Author: Tom Likens
Date: 09:43:11 01/14/04
Go up one level in this thread
On January 14, 2004 at 11:10:55, Tony Werten wrote: >On January 14, 2004 at 10:47:56, Reinhard Scharnagl wrote: > >>On January 14, 2004 at 10:35:38, Uri Blass wrote: >> >>>On January 14, 2004 at 10:19:03, Reinhard Scharnagl wrote: >>> >>>>On January 14, 2004 at 07:52:19, Uri Blass wrote: >>>> >>>>>I think that learning can be very effective. >>>>> >>>>>An engine that does not learn may lose the same games again and again after >>>>>enough games. >>>>> >>>>>I use learning for matches of 4 games that are popular in Leo's tournament and >>>>>my learning is simply to choose a different first move after a loss. >>>> >>>>Is this real 'learning', or an escaping into a not yet refuted randomizing? >>>> >>>>>With my very small manually edited book(only few hundreds of positions) there >>>>>are big chances that movei will lose the same game twice if I do not do it. >>>>> >>>>>For testing I prefer to use the nunn2 match and test suites. >>>> >>>>Nevertheless that behaviour really may produce success, it is not what I would >>>>call learning.
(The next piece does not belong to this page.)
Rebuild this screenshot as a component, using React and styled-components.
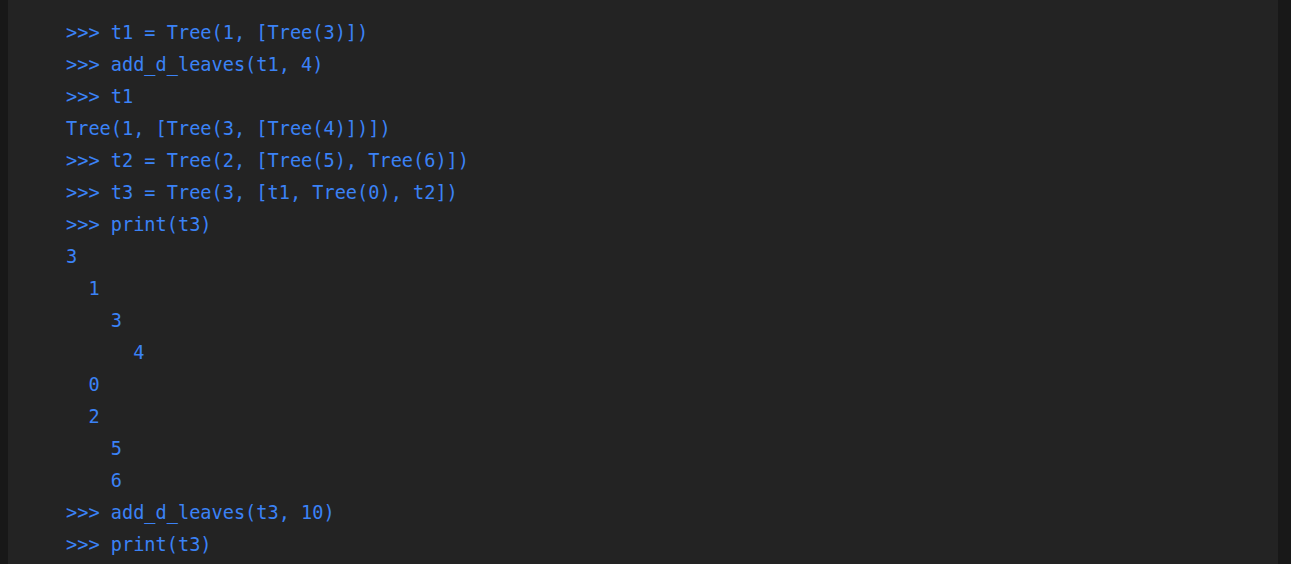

But you are not alone using the word 'learning' that way. >>>> >>>>Before claiming something being able to learn, please specify, what is learning. >>>>I still cannot do this sufficiently. >>>> >>>>Regards, Reinhard. >>> >>>Every behaviour of a program that is dependent on the history of games is >>>learning. >> >>Hello Uri, >> >>learning is possible from success or from failures. (And I hope not to have >>made you angry by the above.) >> >>Failures (in opposit to successes) mostly can be localized at a special point of >>history (you correctly demands that dependance). >> >>But loosing a game can be completely independent from the opening moves. >> >>Without being able to localize the probably point of error (with a lot more than >>low random chance) how could there be a correct implementing of experiences? > >Does it matter ? If opening theorie says a certain book position is winning, yet >your engine keeps loosing it, you'd better avoid that position. It depends, am I playing Kasparov or Joe Patzer? *Every* opening may be losing if the answer is the former. --tom > >Of coarse, if you change your engine and suddenly it does understand the >position, you'd better throw away the learnfiles. > >Tony > >> >>Regards, Reinhard.